As AI agents interact with sensitive data, regulatory frameworks like GDPR and industry compliance standards apply. Logging, traceability, and auditability become mandatory.

Supply Chain Risk in Agent Ecosystems

AI agent swarms often rely on third-party tools, APIs, plugins, and open-source components. Each dependency introduces indirect trust. If a single plugin becomes compromised, malicious logic can propagate across multiple agents without detection.

Organizations must treat agent toolchains as supply-chain surfaces — applying dependency scanning, version pinning, sandboxing, and strict update validation to prevent downstream compromise.

Hardening Cross-Agent Communication Channels

Swarm architectures rely on structured communication between agents. These message channels must be authenticated, encrypted, and validated.
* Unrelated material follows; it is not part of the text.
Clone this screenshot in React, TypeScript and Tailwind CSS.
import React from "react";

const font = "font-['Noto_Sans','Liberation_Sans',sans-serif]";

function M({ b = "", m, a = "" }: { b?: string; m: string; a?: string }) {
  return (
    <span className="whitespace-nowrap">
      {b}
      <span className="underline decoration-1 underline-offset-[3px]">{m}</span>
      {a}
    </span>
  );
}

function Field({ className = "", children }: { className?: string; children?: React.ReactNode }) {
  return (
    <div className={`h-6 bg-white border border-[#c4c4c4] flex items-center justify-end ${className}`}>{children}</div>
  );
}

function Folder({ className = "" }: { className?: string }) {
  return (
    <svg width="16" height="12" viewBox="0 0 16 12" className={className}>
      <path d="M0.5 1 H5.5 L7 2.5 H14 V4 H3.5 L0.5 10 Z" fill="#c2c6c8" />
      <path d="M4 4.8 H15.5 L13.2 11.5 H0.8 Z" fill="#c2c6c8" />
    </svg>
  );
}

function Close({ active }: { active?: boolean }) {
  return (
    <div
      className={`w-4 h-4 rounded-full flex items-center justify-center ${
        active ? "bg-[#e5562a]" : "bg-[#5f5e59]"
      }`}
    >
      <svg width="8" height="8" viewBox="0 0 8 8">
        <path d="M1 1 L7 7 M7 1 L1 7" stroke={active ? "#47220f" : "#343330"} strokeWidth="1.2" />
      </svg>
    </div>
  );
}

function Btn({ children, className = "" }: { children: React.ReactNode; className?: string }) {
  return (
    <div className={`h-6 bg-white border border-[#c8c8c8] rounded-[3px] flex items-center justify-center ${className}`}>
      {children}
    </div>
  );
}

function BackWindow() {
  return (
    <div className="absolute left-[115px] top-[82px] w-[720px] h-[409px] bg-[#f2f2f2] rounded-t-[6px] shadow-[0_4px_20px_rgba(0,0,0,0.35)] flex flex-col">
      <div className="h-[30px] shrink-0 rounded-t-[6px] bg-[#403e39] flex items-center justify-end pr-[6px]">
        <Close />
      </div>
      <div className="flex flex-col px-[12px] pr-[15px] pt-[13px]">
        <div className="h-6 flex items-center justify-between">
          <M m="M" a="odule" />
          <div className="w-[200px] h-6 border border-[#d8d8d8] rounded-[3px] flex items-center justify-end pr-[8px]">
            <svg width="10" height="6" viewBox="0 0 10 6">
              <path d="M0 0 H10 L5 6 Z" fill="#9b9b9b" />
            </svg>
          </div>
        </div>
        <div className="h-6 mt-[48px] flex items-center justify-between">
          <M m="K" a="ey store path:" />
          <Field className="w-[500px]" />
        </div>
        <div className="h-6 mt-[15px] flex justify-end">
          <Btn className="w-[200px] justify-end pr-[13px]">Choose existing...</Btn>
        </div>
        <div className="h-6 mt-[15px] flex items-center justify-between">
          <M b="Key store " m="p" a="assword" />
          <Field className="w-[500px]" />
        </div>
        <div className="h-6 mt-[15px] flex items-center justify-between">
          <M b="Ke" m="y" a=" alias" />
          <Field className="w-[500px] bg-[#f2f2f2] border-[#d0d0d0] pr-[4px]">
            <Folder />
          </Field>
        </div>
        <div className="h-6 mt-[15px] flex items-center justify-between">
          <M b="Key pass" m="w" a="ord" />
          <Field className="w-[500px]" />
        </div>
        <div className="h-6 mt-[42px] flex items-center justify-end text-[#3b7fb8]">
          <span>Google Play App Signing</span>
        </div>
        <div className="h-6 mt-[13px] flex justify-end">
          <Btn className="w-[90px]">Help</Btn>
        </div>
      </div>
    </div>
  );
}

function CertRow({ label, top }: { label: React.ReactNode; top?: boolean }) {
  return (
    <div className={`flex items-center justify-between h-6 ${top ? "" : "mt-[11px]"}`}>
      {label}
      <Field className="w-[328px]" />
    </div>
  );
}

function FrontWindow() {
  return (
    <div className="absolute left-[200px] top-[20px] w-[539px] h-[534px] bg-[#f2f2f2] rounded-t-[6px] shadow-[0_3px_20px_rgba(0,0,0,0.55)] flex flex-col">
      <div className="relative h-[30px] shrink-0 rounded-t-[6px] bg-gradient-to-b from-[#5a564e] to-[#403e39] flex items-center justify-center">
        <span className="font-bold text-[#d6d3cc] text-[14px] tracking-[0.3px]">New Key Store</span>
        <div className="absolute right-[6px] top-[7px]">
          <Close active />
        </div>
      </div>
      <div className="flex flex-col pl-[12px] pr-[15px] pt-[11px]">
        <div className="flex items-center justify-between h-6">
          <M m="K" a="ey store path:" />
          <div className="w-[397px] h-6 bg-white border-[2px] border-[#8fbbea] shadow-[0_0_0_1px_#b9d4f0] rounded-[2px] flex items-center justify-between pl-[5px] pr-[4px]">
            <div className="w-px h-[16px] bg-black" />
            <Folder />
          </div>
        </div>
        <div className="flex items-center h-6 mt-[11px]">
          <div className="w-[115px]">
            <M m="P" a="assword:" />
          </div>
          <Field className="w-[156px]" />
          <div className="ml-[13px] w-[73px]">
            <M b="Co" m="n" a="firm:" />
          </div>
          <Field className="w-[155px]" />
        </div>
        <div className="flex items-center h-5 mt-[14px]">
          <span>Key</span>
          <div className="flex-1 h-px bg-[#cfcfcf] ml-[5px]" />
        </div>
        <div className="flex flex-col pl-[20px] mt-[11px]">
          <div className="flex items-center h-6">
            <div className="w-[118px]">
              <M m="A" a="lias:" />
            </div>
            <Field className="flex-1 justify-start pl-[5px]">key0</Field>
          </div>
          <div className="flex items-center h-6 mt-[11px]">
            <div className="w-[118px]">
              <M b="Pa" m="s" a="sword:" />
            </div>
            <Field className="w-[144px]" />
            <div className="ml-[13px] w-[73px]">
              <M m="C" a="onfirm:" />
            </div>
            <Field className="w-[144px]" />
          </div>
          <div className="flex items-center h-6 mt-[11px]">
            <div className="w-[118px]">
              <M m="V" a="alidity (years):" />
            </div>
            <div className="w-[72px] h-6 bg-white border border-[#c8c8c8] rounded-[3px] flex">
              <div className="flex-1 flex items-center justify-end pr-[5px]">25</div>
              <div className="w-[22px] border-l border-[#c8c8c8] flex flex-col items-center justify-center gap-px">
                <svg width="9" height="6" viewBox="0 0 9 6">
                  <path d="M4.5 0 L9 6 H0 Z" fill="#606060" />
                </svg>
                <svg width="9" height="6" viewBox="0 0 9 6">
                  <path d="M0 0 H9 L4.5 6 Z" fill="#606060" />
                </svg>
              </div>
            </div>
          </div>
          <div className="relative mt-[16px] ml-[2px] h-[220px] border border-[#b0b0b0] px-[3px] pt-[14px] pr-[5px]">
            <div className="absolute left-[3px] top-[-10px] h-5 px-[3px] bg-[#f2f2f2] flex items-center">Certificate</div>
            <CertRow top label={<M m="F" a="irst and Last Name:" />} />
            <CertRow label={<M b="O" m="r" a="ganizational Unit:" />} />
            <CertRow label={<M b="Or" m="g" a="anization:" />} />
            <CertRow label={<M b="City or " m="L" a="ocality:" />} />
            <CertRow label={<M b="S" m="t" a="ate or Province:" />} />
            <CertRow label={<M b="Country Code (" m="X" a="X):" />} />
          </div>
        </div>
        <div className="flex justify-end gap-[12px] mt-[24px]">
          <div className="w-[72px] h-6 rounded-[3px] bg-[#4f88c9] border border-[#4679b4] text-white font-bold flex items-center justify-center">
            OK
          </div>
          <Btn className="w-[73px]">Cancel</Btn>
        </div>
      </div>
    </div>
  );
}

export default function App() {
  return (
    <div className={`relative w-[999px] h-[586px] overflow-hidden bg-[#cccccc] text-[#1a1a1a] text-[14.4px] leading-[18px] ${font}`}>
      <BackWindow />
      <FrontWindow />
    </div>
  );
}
Otherwise, adversarial inputs may masquerade as legitimate agent outputs.

Strong schema validation, cryptographic signing of agent messages, and strict verification layers can prevent injection or impersonation attacks within the swarm.

Output Validation and Guardrail Enforcement

Autonomous agents generate code, configuration files, API calls, and system instructions at scale. Without validation, flawed outputs can propagate across pipelines.

Implement structured output validation layers that:

• Filter sensitive information before logging
• Scan generated code for vulnerabilities
• Detect anomalous system commands
• Enforce policy constraints programmatically

Rate Limiting and Execution Throttling

AI agents can perform actions at machine speed. While this enables efficiency, it also accelerates damage if misconfigured or compromised.

Rate limits, execution caps, and action budgets prevent runaway behavior. Throttling ensures that agents cannot overwhelm systems or propagate destructive changes in milliseconds.

Applying Zero-Trust Principles to Agent Identity

Every agent should be treated as an untrusted actor until verified. Authentication must occur at every interaction — even between internal swarm components.

Zero-trust agent identity models include:

• Per-agent cryptographic identities
• Dynamic access policies
• Continuous behavior validation
• Revocation mechanisms for compromised agents

Incident Response in Multi-Agent Environments

Traditional incident response models assume human-driven systems. Swarm environments require automated containment workflows capable of isolating agents instantly.

Playbooks should include:

• Immediate credential revocation
• Isolation of affected execution environments
• Rollback of automated changes
• Forensic reconstruction of agent prompt flows

Behavioral Anomaly Detection for Swarm Drift

Agents can deviate subtly from intended behavior without triggering traditional security alerts. Monitoring behavioral baselines — prompt structure, frequency, tool selection patterns — enables early detection of anomalous drift.

AI-driven anomaly detection systems can identify subtle deviations before they escalate into systemic compromise.

Governance Automation for Agent Swarms

As swarm complexity increases, manual oversight becomes insufficient. Policy-as-code frameworks allow organizations to encode governance directly into orchestration systems.

By automating policy enforcement — access boundaries, data handling rules, execution constraints — organizations ensure compliance at scale without sacrificing velocity.

Swarm Power Requires Swarm-Level Security

Multi-agent AI systems unlock powerful automation and scalability. However, they also parallelize risk. Organizations must adopt proactive, architecture-first security strategies to ensure swarms remain controlled, auditable, and resilient.

In agent swarms, security is not optional — it is structural.